Thank goodness for Victor Davis Hanson. He not only brings light to dark places like the FBI — he also redeems National Review as a legitimate home of conservative commentary.
Today’s column by Hanson is entitled “The FBI Tragedy: Elites above the Law,” yet Hanson doesn’t just condemn the top brass. As Hanson points out, top agents like Peter Strzok and Andrew McCabe who sabotaged President Trump came directly out of the FBI culture. That doesn’t mean the “rank and file” agents are guilt of anything. They still have the presumption of innocence, but they need to be wary of the temptation to go rogue or they might go the same route as Jim Comey and McCabe.
Here’s Hanson:
“… many of those caught up in the controversies over the Russian-collusion hoax were not recent career appointees. Rather, many came up through the ranks of the FBI. And that raises the question, for example, of where exactly Peter Strzok (22 years in the FBI) learned that he had a right to interfere in a U.S. election to damage a candidate that he opposed.

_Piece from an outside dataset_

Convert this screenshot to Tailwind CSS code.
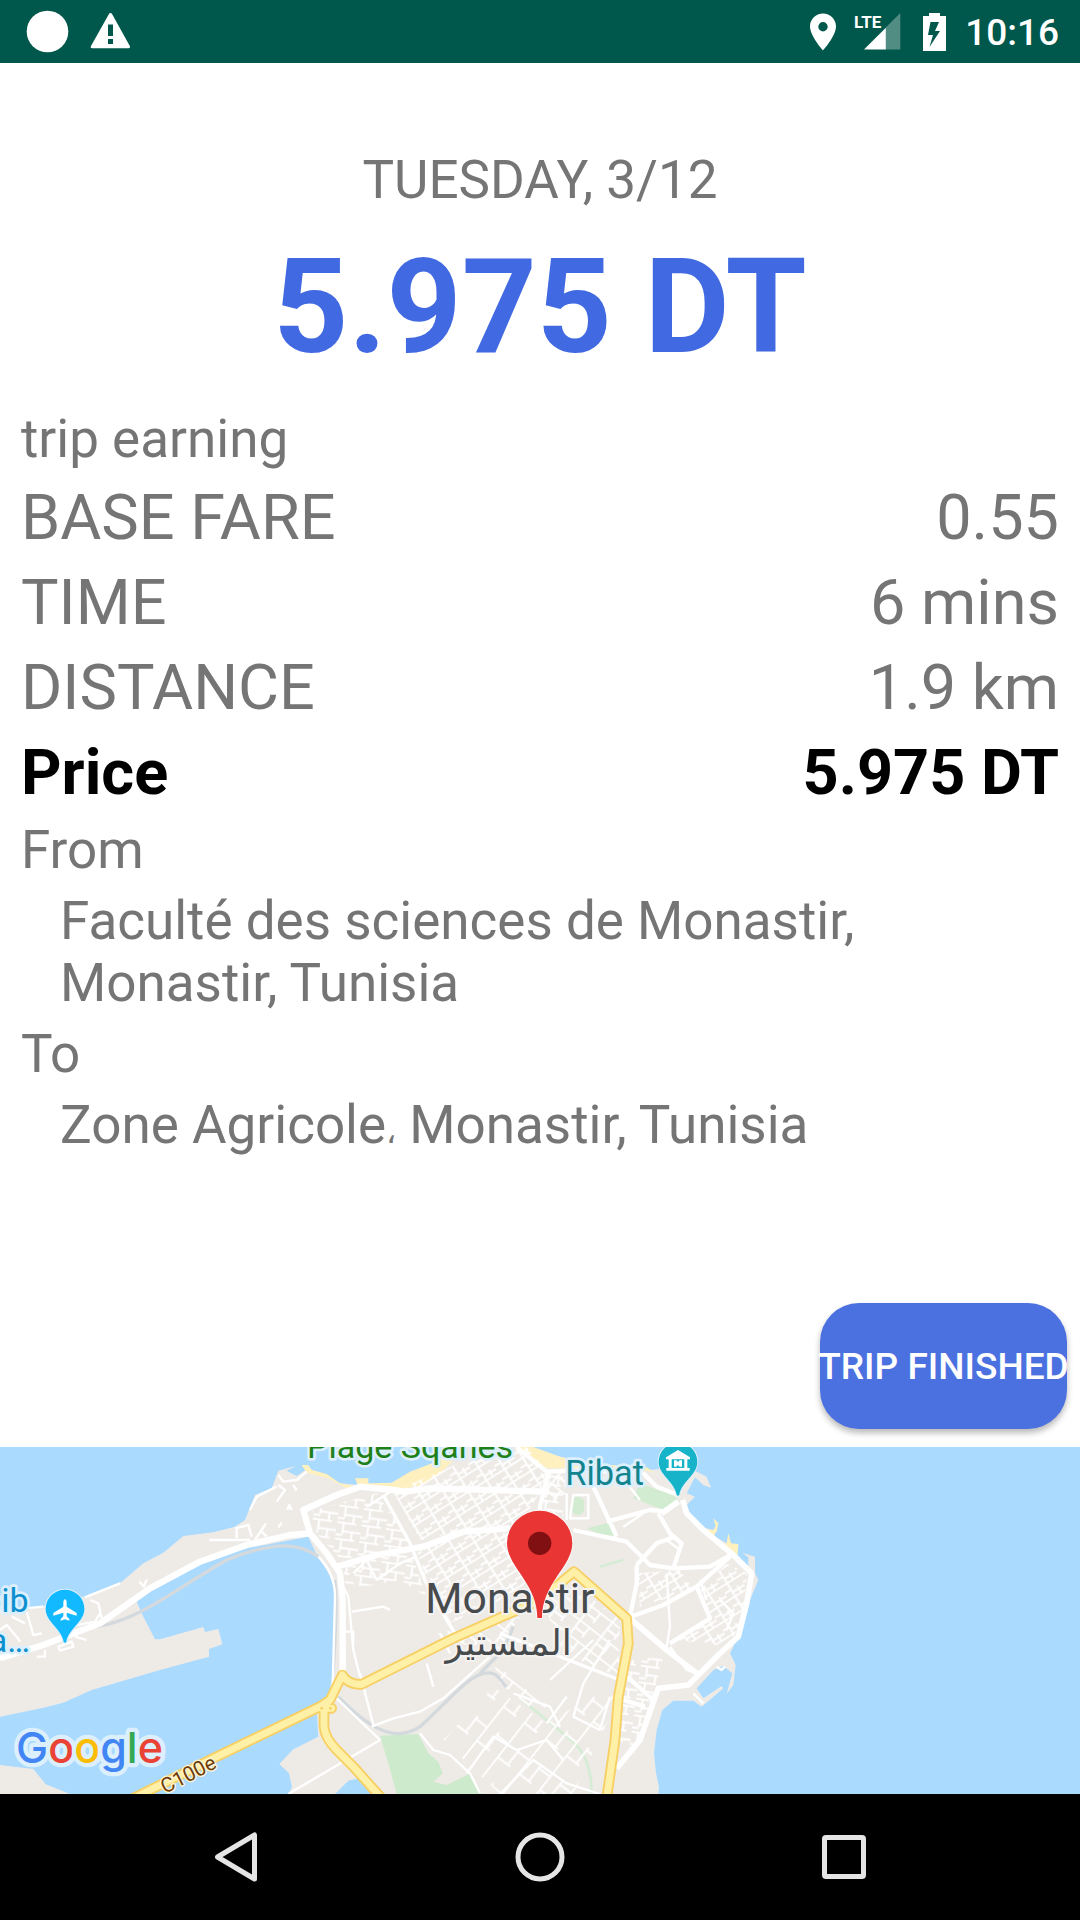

“And why would an Andrew McCabe (over 21 years in the FBI) think he had the duty to formulate an “insurance policy” to take out a presidential candidate? Or why would he even consider overseeing an FBI investigation of Hillary Clinton’s improper use of emails when his wife had been a recent recipient of Clinton-related PAC money? And why would McCabe contemplate leaking confidential FBI information to the press or even dream of setting up some sort of operation to remove a sitting president under the 25th Amendment? And how did someone like the old FBI vet Peter Strozk ever end up at the center of the entire mess — opening up the snooping on the Trump campaign while hiding that fact and while briefing the candidate on Russian interference in the election, interviewing Michael Flynn, preening as a top FBI investigator for Robert Mueller’s dream team, right-hand man of “Andy” McCabe, convincing Comey to change the wording of his writ in the Clinton-email-scandal investigation, softball coddling of Huma Abedin and Cheryl Mills, instrumental in the Papadopoulos investigation con — all the while conducting an affair with fellow FBI investigator and attorney Lisa Page and bragging about his assurance that the supposedly odious Trump would be prevented from being elected. …
“In sum, why did so many top FBI officials, some with long experience in the FBI, exhibit such bad judgment and display such unethical behavior, characterized by arrogance, a sense of entitlement, and a belief that they were above both the law and the Constitution itself? Were they really just rogue agents, lawyers, and administrators, or are they emblematic of an FBI culture sorely gone wrong?”
Hanson doesn’t stop there either. He goes on to eviscerate Saint Bob Mueller (the former FBI director), cataloging a host of errors in judgment made by Mueller, ranging from hiring a team of pro-Clinton partisans to his studied non-interest in investigating the origins of the Steele Dossier or the war on Trump waged by intelligence agencies. As Hanson notes, Mueller ultimately created a new and dangerous standard of guilt:
“Mueller … established a new but lunatic precedent in American jurisprudence in which a prosecutor who fails to find sufficient cause to indict a suspect nonetheless releases supposedly incriminating evidence, with a wink that the now-besmirched suspect cannot be exonerated of the alleged crimes. Think what Mueller’s precedent of not-not-guilty would do to the American criminal-justice system, as zealous prosecutors might fish for just enough dirt on a suspect to ruin his reputation, but not find enough for an indictment, thereby exonerating their own prosecutorial failure by defaming a ‘guilty until proven innocent’ suspect.”
Besides this travesty, as Hanson notes, Mueller’s report itself has become a kind of dirty trick used against the president.
“Mueller’s team continued the investigation, aggregating more than 200 pages of unverified or uncorroborated news accounts, online essays, and testimonies describing all sorts of alleged unethical behavior and infelicities by Trump and his associates, apparently in hopes of compiling their own version of something like the Steele dossier. Mueller sought to publish a compendium of Trump bad behavior that fell below the standard of criminal offense but that would nonetheless provide useful fodder for media sensationalism and congressional partisan efforts to impeach the now supposedly not-not guilty president.”
Rep. Devin Nunes has picked up this line of attack, too, and is now calling the report the Mueller Dossier! Bring on the indictments of the coup conspirators!